Le 1er juillet 1945, un
membre de l'armée américaine, aidé de quatre prisonniers allemands, a pratiqué
l'exhumation du corps du pilote qui sera inhumé près du Havre. Après la guerre,
sa famille demandera le retour de ses restes vers les États-Unis où il sera
inhumé dans un cimetière civil en Pennsylvanie. Les habitants de Grand-Couronne
peuvent aussi lire sur la stèle que les sergents Karl Haeuser et Fred Herman ont été faits prisonniers.
Dans un rapport allemand en date du 8 mars 1944, on trouve « Havoc A-20, Grand-Couronne, prison à Évreux de deux sergents prisonniers de guerre, pour intelligence. Camp à Chartres ». Un passage à la Kommandantur pour les questions rituelles et ils prirent le chemin d’un camp pour aviateurs en Allemagne, dans l'attente de la libération prochaine.
Sources :
- Albert Houel,
témoin de la Défense passive de Grand couronne ; M. Schneider, historien,
rencontré à son domicile.
- service historique
des armées alliées, Normandy Office, officer in charge.
- Grand-Couronne se
souvient (archives municipales) pour la transmission du souvenirQue s'est-il passé à Pîtres le 6 août 1944 ?
D'après le témoignage d'un
archiviste des Ponts et chaussées au mois d'août 1944, un groupe de bombardiers
A-20 (bimoteur) a été vu au-dessus des écluses de Poses et l'un d'eux s'est
subitement détaché et a envoyé plusieurs projectiles dans la passe numéro
1, la rendant inutilisable. Puis il a dû
être touché par la Flak allemande, a évolué très bas afin de repérer un point
de chute pour se délester de ses bombes : ce sera la cour de la ferme Meslin à Pîtres…

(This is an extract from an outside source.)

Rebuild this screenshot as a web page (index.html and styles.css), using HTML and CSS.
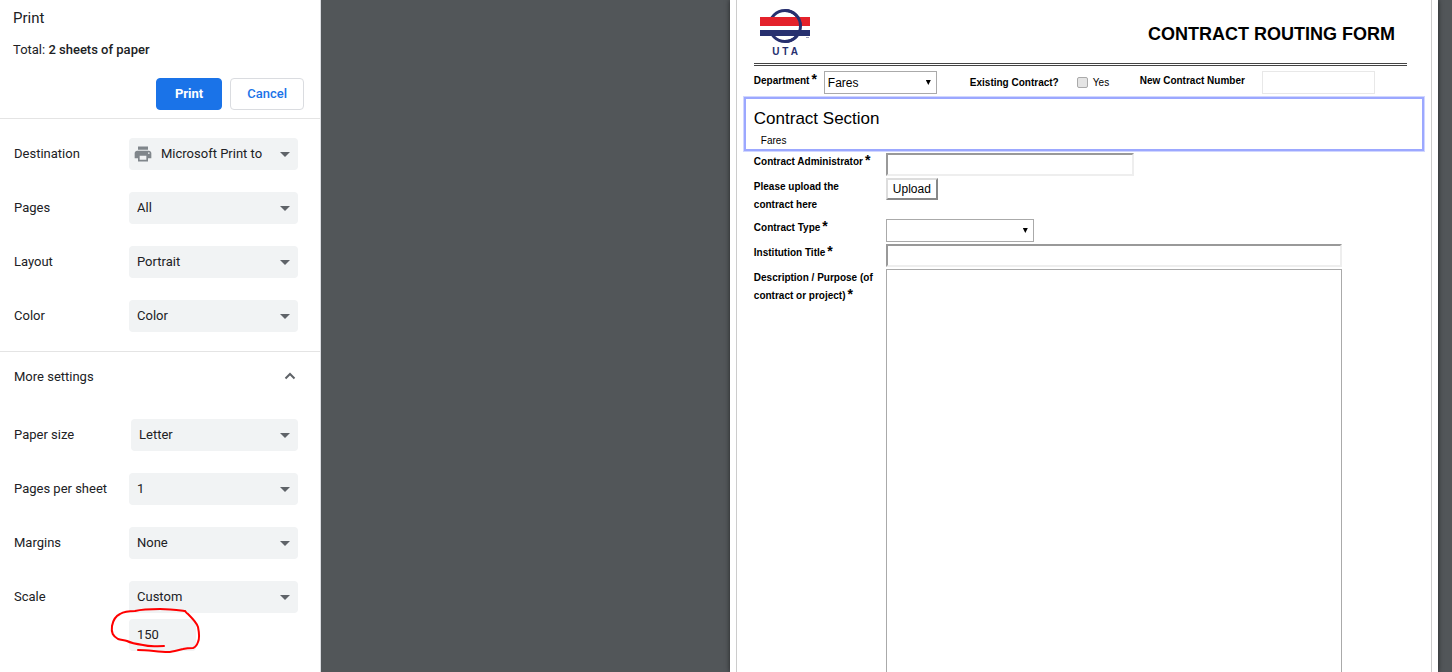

Au fond du cratère de la ferme Meslin (fonds privé Meslin)
|
A cet instant, je faisais la queue à l'épicerie Malivoir en compagnie d'un réfugié, pour notre ration de beurre. L’explosion assourdissante a déclenché un Notre-Père, prière apaisante dans pareilles circonstances. Quant à l'avion, il se posera sur le ventre au Buc près de Louviers et deux corps y seront découverts, ceux de Thomas Magnus et de John Lapointe, relevés début 1945 pour une nécropole militaire américaine, probablement Saint-Laurent de Colleville.